-- Aim of the task --
Give the count of lines in the data that include "Tailwind", with no other words.

Entries with page source code:
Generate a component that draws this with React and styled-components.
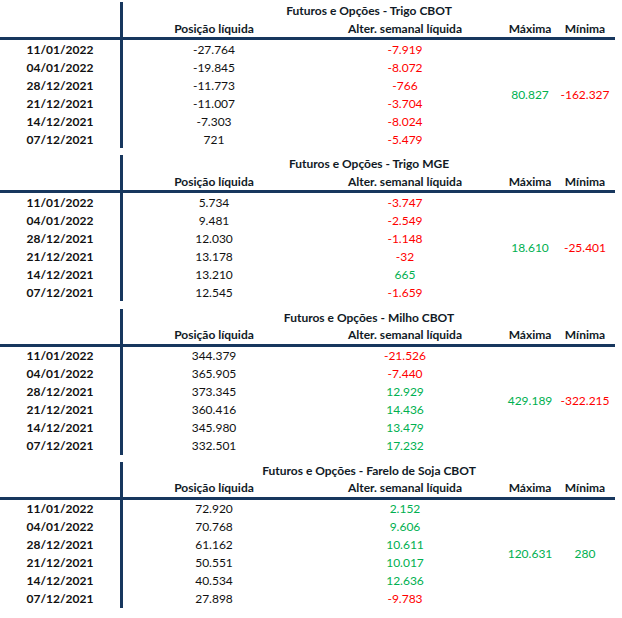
import React from "react";
import styled, { createGlobalStyle } from "styled-components";

const GlobalStyle = createGlobalStyle`
  html, body {
    margin: 0;
    padding: 0;
    background: #fff;
  }
  body {
    font-family: Lato, "Open Sans", sans-serif;
    font-size: 12px;
    color: #111;
  }
`;

const NAVY = "#17375e";
const RED = "#ff0000";
const GREEN = "#00b050";

const Page = styled.div`
  width: 622px;
  padding-top: 2px;
`;

const Block = styled.div`
  display: grid;
  grid-template-columns: 120px 3px 182px 200px 50px 60px;
  grid-template-rows: 17px 18px 3px repeat(6, 18px);
  margin-bottom: 7.33px;
  width: 615px;
`;

const VLine = styled.div`
  grid-column: 2;
  grid-row: 1 / 10;
  background: ${NAVY};
  z-index: 1;
`;

const HLine = styled.div`
  grid-column: 1 / 7;
  grid-row: 3;
  background: ${NAVY};
`;

const Title = styled.div`
  grid-column: 3 / 7;
  grid-row: 1;
  display: flex;
  align-items: center;
  justify-content: center;
  font-weight: 700;
  color: #111a26;
`;

const Head = styled.div`
  grid-column: ${(p) => p.col};
  grid-row: 2;
  display: flex;
  align-items: center;
  justify-content: center;
  font-weight: 700;
  color: #111a26;
  white-space: nowrap;
`;

const Cell = styled.div`
  grid-column: ${(p) => p.col};
  grid-row: ${(p) => p.row};
  display: flex;
  align-items: center;
  justify-content: center;
  white-space: nowrap;
  font-weight: ${(p) => (p.bold ? 700 : 400)};
  color: ${(p) => (p.tone === "red" ? RED : p.tone === "green" ? GREEN : "#111")};
`;

const Range = styled(Cell)`
  grid-row: 4 / 10;
`;

const dates = ["11/01/2022", "04/01/2022", "28/12/2021", "21/12/2021", "14/12/2021", "07/12/2021"];

const tables = [
  {
    name: "Trigo CBOT",
    pos: ["-27.764", "-19.845", "-11.773", "-11.007", "-7.303", "721"],
    alt: ["-7.919", "-8.072", "-766", "-3.704", "-8.024", "-5.479"],
    max: "80.827",
    min: "-162.327",
  },
  {
    name: "Trigo MGE",
    pos: ["5.734", "9.481", "12.030", "13.178", "13.210", "12.545"],
    alt: ["-3.747", "-2.549", "-1.148", "-32", "665", "-1.659"],
    max: "18.610",
    min: "-25.401",
  },
  {
    name: "Milho CBOT",
    pos: ["344.379", "365.905", "373.345", "360.416", "345.980", "332.501"],
    alt: ["-21.526", "-7.440", "12.929", "14.436", "13.479", "17.232"],
    max: "429.189",
    min: "-322.215",
  },
  {
    name: "Farelo de Soja CBOT",
    pos: ["72.920", "70.768", "61.162", "50.551", "40.534", "27.898"],
    alt: ["2.152", "9.606", "10.611", "10.017", "12.636", "-9.783"],
    max: "120.631",
    min: "280",
  },
];

const tone = (v) => (v.startsWith("-") ? "red" : "green");

function Table({ data }) {
  return (
    <Block>
      <VLine />
      <Title>Futuros e Opções - {data.name}</Title>
      <Head col={3}>Posição líquida</Head>
      <Head col={4}>Alter. semanal líquida</Head>
      <Head col={5}>Máxima</Head>
      <Head col={6}>Mínima</Head>
      <HLine />
      {dates.map((d, i) => (
        <React.Fragment key={d}>
          <Cell col={1} row={i + 4} bold>
            {d}
          </Cell>
          <Cell col={3} row={i + 4}>
            {data.pos[i]}
          </Cell>
          <Cell col={4} row={i + 4} tone={tone(data.alt[i])}>
            {data.alt[i]}
          </Cell>
        </React.Fragment>
      ))}
      <Range col={5} tone={tone(data.max)}>
        {data.max}
      </Range>
      <Range col={6} tone={tone(data.min)}>
        {data.min}
      </Range>
    </Block>
  );
}

export default function App() {
  return (
    <Page>
      <GlobalStyle />
      {tables.map((t) => (
        <Table key={t.name} data={t} />
      ))}
    </Page>
  );
}
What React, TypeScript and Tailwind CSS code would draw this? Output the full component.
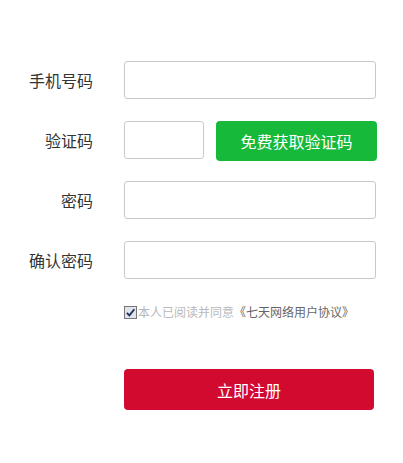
import { useState } from "react";

const fields = [
  { label: "手机号码", type: "tel" },
  { label: "验证码", type: "code" },
  { label: "密码", type: "password" },
  { label: "确认密码", type: "password" },
];

export default function App() {
  const [agreed, setAgreed] = useState(true);

  return (
    <div
      className="min-h-screen bg-white pt-[61px]"
      style={{ fontFamily: '"Microsoft YaHei", "Noto Sans CJK SC", sans-serif' }}
    >
      <div className="flex flex-col gap-[22px]">
        {fields.map((f) => (
          <div key={f.label} className="flex h-[38px] items-start">
            <label className="flex h-[38px] w-[93px] shrink-0 items-center justify-end text-[16px] text-[#333]">
              {f.label}
            </label>
            {f.type === "code" ? (
              <div className="ml-[31px] flex gap-3">
                <input className="h-[38px] w-[80px] rounded-[3px] border border-[#c8c8c8] outline-none" />
                <button className="h-[40px] w-[161px] rounded-[4px] bg-[#17b93a] text-[16px] text-white">
                  免费获取验证码
                </button>
              </div>
            ) : (
              <input
                type={f.type === "password" ? "password" : "text"}
                className="ml-[31px] h-[38px] w-[252px] rounded-[3px] border border-[#c8c8c8] outline-none"
              />
            )}
          </div>
        ))}
      </div>

      <label className="ml-[124px] mt-[26px] flex h-[14px] items-center text-[12px]">
        <span
          onClick={() => setAgreed(!agreed)}
          className="flex h-[13px] w-[13px] items-center justify-center border border-[#777] bg-[#dfe3ea]"
        >
          {agreed && (
            <svg viewBox="0 0 12 12" className="h-[11px] w-[11px]">
              <path d="M2 6.5 L4.8 9.2 L10.2 2.5" fill="none" stroke="#1f2f5a" strokeWidth="2" />
            </svg>
          )}
        </span>
        <span className="ml-px text-[#b9b9b9]">本人已阅读并同意</span>
        <span className="text-[#666]">《七天网络用户协议》</span>
      </label>

      <button className="ml-[124px] mt-[50px] h-[41px] w-[250px] rounded-[4px] bg-[#d20a30] text-[16px] text-white">
        立即注册
      </button>
    </div>
  );
}
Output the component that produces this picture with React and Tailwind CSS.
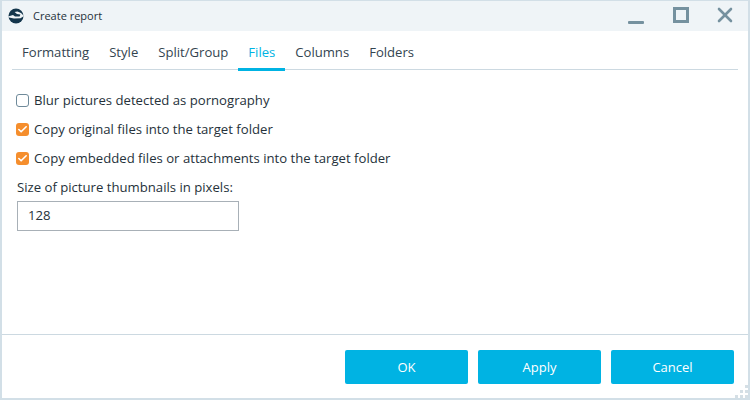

-- Reply --
2